En effet, les militaires français mettent en garde contre les dangers de l’accord conclu vendredi 25 mars entre le président américain Joe Biden et la présidente de la Commission européenne Ursula von der Leyen. Les deux parties, lors d’une conférence de presse commune à Bruxelles, ont déclaré avoir trouvé un accord politique sur les transferts internationaux de données. La conférence de presse s’est déroulée dans « un climat politique d’unité transatlantique », après une série de sommets réunissant les dirigeants de l’UE, de l’OTAN et du G7 « pour définir une réaction commune » à l’invasion de l’Ukraine par la Russie.

Un accord antérieur, appelé Privacy Shield Deal, avait été invalidé par la Cour de justice de l’Union européenne (CJUE) en juillet 2020.
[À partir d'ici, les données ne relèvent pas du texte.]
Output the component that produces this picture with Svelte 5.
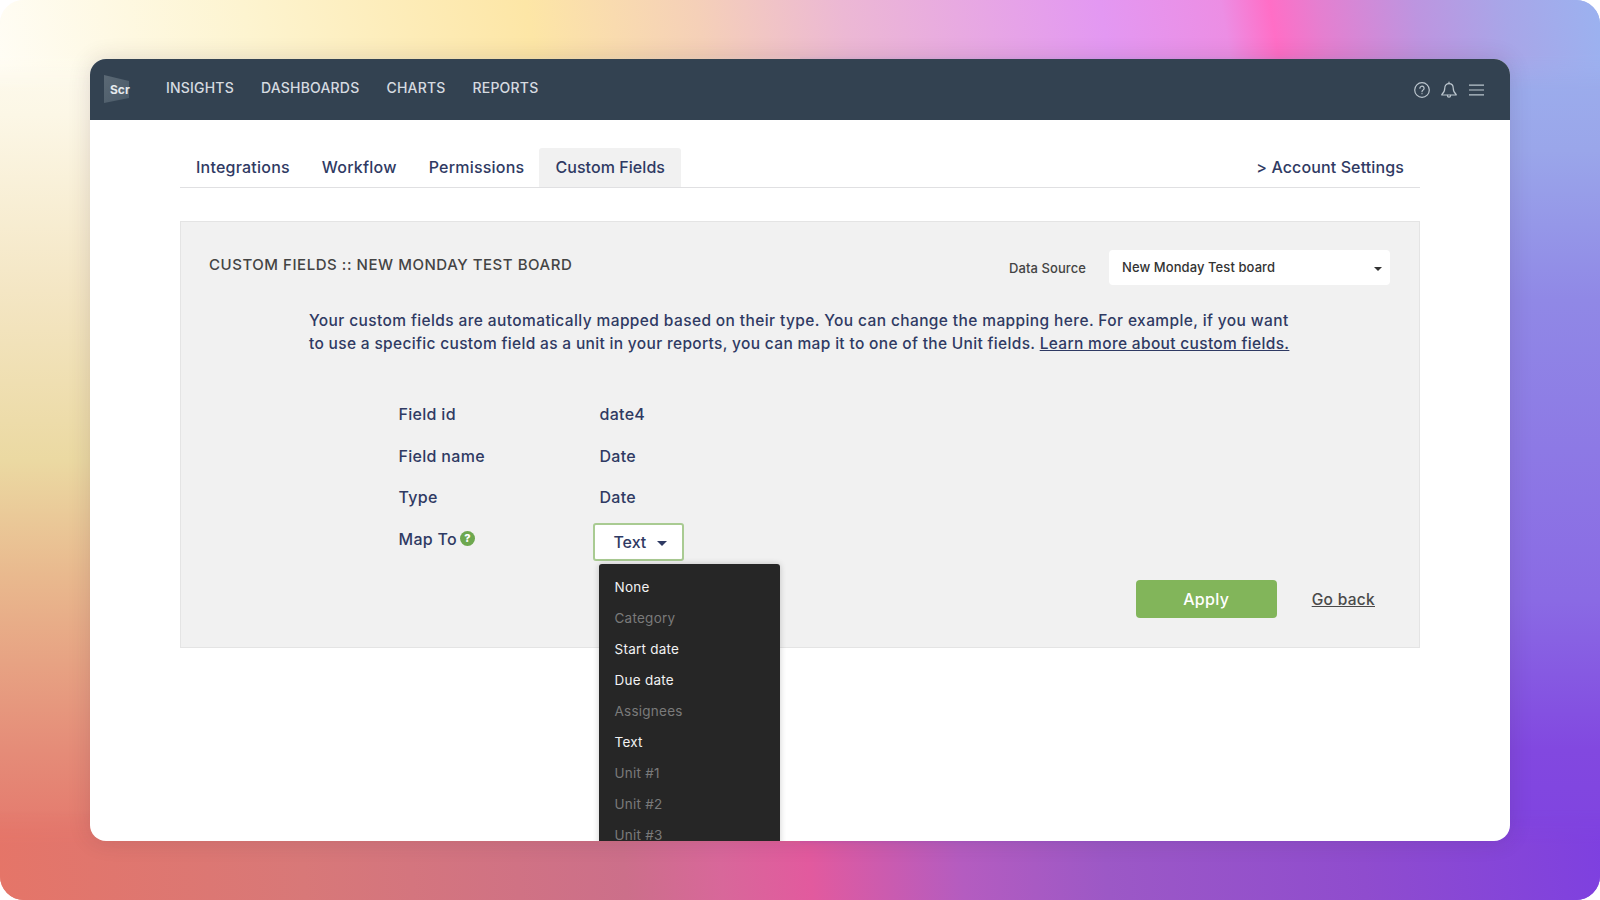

Depuis, Washington s’est démené pour proposer une base juridique pour un nouvel accord. En bref : Ashcroft en a rêvé, Von der Leyen l’a fait. Pour Luca Bertuzzi, auteur d’un article Biden et Von der Leyen annoncent un accord « de principe » sur les flux de données transatlantiques , sur le site Euractiv, « la question centrale est celle des lois américaines sur la surveillance, qui permettent aux services de renseignement d’accéder aux données personnelles avec peu d’examen et sans possibilité de redresser la situation ».

« Il est particulièrement consternant que les États-Unis aient prétendument utilisé la guerre contre l’Ukraine pour pousser l’UE sur cette question économique », a déclaré Max Schrems, le militant de la vie privée à l’origine des deux décisions de justice homonymes. « Nous nous attendons à ce que cette affaire revienne devant la Cour dans les mois qui suivent une décision finale. »

« Nous avons réussi à trouver un équilibre entre la sécurité et le droit à la vie privée et à la protection des données », affirme Mme von der Leyen. A tout le moins, le contexte de guerre et de dépendance de l’Europe envers les Etats-Unis dans lequel se fait cet accord, tout comme les états de service de M. Biden et Mme von der Leyen, risquent de jeter un doute sérieux quant à l’honnêteté du « deal ».


Notes

[1de 2006 à 2012, trois présidents français ont été sous écoutes de la National Security Agency (NSA) américaine, mais aussi des dirigeants étrangers comme Angela Merkel. Des milliers d’autres citoyens ont été sous écoute, à leur insu.